--- START OF DATA PROVIDED ---
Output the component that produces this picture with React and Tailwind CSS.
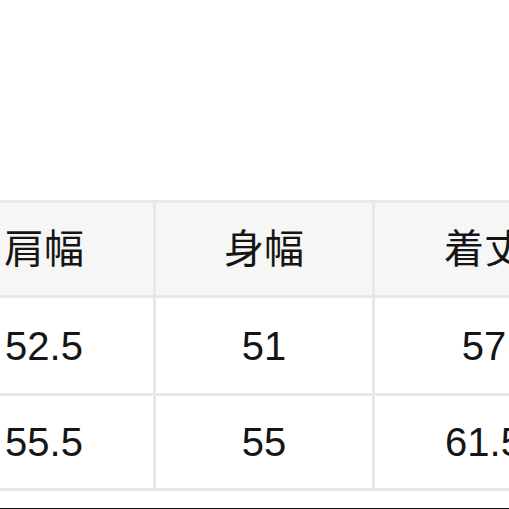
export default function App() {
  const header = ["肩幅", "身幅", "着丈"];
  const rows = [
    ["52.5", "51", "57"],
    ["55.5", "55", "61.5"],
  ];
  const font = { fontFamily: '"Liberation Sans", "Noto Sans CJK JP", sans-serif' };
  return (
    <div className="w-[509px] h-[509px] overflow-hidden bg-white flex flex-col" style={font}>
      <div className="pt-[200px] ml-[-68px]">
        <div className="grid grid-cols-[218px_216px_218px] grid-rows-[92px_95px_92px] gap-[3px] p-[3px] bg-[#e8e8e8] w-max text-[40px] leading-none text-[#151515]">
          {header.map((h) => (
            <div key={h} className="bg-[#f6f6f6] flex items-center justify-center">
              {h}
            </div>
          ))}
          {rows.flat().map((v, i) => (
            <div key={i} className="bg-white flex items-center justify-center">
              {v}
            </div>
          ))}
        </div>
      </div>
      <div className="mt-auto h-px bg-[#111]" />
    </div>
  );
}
--- END OF DATA PROVIDED ---
--- START OF DATA PROVIDED ---
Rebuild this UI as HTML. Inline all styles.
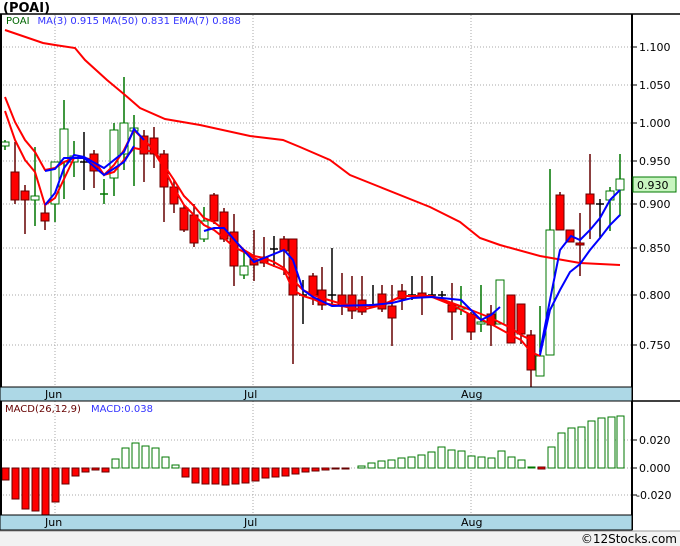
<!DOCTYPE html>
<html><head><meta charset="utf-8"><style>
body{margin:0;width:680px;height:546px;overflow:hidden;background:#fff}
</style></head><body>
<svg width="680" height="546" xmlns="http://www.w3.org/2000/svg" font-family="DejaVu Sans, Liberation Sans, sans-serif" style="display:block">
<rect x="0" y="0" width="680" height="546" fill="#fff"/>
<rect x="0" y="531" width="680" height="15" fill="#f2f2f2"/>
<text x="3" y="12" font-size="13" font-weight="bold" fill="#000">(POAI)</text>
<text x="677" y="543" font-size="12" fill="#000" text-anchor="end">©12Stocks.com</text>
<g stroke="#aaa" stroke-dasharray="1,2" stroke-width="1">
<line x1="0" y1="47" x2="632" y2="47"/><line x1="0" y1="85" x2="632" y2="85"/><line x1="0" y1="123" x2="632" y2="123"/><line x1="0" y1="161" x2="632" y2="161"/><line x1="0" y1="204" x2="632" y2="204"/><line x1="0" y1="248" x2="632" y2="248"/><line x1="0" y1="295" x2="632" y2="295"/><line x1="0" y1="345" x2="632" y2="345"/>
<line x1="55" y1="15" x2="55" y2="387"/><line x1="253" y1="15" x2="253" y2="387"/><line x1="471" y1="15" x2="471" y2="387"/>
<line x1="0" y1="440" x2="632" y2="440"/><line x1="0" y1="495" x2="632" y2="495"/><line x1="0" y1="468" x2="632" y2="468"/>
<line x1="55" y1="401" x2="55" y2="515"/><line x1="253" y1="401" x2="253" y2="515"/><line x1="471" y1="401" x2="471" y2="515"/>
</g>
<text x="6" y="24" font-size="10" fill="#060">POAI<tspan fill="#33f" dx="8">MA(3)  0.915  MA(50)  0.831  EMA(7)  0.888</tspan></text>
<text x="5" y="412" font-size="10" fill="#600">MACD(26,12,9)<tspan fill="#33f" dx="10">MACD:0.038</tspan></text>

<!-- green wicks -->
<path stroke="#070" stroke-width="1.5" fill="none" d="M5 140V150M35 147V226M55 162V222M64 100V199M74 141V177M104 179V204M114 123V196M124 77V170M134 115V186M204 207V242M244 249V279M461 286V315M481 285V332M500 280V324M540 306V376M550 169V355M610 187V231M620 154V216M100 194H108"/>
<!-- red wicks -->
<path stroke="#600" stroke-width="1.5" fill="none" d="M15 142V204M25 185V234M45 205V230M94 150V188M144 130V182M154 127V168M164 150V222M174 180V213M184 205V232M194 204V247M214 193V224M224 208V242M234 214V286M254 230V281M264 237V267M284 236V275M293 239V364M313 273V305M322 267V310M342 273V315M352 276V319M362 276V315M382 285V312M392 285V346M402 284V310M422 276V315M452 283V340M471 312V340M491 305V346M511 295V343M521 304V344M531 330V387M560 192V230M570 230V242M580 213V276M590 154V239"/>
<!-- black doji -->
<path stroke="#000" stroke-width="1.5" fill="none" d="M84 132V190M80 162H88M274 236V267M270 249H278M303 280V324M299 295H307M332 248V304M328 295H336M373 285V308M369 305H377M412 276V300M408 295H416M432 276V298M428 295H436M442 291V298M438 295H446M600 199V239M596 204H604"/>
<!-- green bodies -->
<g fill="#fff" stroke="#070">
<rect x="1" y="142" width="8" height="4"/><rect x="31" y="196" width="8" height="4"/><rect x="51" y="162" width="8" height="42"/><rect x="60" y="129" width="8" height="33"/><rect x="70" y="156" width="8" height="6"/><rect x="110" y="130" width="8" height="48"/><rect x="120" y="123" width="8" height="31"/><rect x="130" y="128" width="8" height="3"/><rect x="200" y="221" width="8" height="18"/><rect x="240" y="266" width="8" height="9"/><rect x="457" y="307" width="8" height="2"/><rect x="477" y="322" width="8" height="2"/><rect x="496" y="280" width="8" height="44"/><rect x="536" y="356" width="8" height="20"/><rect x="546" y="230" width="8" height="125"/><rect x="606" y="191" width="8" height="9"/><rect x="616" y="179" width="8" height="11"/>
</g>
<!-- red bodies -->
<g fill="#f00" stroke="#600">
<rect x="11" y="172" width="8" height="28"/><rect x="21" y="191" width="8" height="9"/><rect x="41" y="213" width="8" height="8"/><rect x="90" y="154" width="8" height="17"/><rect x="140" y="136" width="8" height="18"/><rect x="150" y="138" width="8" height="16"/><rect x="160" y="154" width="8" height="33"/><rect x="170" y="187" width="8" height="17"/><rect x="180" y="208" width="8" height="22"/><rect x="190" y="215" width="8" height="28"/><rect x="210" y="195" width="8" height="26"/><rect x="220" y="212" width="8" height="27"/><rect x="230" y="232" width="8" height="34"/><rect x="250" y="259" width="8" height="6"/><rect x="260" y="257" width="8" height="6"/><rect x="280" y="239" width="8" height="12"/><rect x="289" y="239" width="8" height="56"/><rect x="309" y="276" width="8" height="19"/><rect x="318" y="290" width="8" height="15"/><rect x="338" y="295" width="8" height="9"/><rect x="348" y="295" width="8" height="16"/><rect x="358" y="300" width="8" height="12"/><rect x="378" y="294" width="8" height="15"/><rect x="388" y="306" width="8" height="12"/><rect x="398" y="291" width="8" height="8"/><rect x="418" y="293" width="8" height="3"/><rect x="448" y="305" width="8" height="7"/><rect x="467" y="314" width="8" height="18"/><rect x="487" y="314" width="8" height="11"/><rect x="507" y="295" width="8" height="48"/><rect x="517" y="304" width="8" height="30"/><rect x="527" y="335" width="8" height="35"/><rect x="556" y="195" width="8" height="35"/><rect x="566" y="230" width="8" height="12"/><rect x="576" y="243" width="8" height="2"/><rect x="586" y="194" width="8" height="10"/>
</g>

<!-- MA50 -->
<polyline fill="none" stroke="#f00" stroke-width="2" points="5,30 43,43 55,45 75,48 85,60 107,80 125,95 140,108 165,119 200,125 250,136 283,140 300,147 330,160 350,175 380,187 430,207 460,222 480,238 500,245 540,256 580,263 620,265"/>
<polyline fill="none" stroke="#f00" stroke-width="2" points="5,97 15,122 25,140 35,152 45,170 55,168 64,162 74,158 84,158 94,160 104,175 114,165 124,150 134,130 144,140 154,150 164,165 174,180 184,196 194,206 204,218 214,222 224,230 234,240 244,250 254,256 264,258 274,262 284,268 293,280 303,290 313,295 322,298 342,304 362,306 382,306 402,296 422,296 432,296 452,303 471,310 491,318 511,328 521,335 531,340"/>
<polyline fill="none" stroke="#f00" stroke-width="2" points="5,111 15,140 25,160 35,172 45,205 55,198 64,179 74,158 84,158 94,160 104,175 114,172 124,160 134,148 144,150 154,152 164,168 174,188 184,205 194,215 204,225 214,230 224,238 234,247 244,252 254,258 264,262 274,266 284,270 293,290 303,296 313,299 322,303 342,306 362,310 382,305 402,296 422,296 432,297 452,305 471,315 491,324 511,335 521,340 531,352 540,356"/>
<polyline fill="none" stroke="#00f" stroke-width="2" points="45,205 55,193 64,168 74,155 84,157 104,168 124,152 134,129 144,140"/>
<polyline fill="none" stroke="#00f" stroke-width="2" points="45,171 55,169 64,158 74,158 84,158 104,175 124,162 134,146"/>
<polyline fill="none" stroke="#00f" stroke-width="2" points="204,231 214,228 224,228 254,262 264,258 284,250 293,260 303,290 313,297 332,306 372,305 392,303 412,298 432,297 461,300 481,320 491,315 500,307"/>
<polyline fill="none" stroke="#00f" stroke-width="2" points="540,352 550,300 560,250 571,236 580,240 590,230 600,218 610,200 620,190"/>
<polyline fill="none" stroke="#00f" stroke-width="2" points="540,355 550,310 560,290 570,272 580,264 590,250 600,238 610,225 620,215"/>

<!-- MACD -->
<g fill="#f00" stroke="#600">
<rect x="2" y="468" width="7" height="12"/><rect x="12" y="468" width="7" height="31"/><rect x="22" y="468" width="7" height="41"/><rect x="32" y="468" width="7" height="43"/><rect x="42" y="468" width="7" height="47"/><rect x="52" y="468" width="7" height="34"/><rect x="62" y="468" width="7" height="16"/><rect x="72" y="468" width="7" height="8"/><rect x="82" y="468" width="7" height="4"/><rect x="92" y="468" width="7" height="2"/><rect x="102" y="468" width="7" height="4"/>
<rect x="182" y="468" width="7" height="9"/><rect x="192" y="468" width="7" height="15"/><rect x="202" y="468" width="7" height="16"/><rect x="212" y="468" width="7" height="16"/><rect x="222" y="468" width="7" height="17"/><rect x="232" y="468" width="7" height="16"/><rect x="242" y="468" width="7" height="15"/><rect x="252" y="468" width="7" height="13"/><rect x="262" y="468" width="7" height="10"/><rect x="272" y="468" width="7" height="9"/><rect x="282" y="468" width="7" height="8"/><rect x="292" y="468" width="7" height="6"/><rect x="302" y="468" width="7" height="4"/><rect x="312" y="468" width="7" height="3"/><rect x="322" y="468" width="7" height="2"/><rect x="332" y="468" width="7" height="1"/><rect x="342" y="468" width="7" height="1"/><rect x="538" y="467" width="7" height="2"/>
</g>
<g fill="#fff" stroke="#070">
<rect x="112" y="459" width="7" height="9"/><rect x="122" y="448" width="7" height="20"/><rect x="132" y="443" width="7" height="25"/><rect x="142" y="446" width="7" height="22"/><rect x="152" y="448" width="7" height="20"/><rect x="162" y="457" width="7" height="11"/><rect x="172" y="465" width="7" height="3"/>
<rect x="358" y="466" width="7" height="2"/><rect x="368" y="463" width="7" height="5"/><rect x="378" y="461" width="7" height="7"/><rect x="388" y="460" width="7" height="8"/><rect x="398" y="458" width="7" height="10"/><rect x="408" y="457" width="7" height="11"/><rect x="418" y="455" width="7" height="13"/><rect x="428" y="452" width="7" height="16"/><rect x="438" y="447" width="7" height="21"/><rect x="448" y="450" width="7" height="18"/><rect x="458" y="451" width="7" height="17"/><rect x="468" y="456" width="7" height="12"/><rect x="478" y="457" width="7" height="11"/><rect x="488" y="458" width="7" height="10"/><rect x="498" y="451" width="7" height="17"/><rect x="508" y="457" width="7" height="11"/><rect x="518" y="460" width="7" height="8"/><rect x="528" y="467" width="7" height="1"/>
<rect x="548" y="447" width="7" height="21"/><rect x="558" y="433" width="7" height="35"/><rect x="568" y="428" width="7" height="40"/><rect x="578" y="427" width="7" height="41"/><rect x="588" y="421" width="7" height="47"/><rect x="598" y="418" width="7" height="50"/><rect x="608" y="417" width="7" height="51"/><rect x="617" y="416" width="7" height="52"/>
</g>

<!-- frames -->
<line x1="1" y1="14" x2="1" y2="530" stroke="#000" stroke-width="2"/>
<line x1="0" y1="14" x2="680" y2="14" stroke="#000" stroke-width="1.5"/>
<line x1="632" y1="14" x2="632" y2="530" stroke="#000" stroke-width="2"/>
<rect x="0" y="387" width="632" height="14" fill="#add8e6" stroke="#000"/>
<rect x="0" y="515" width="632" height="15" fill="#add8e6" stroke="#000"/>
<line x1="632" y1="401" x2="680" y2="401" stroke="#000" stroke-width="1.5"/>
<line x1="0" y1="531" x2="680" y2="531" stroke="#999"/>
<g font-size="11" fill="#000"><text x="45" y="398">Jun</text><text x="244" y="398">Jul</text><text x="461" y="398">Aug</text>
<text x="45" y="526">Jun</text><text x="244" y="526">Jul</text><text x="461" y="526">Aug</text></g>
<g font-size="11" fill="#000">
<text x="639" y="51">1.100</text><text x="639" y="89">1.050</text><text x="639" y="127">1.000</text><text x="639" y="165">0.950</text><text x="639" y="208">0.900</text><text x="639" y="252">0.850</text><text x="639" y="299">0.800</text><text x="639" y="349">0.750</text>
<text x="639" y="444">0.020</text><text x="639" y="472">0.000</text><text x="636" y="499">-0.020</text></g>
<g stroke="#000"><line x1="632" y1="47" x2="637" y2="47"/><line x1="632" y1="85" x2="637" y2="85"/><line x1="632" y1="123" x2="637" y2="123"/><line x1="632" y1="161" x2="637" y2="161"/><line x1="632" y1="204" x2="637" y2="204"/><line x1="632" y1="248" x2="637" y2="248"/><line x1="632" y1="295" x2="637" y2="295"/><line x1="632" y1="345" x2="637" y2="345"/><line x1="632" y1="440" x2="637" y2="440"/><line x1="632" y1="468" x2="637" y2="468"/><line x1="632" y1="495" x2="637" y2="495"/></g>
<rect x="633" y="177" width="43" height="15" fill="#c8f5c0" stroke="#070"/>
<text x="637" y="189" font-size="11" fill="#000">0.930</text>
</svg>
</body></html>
--- END OF DATA PROVIDED ---
Look for "this" and pull out every line that has it.

### WORKED ANSWER
Output the component that produces this picture with React and Tailwind CSS.
Rebuild this UI as HTML. Inline all styles.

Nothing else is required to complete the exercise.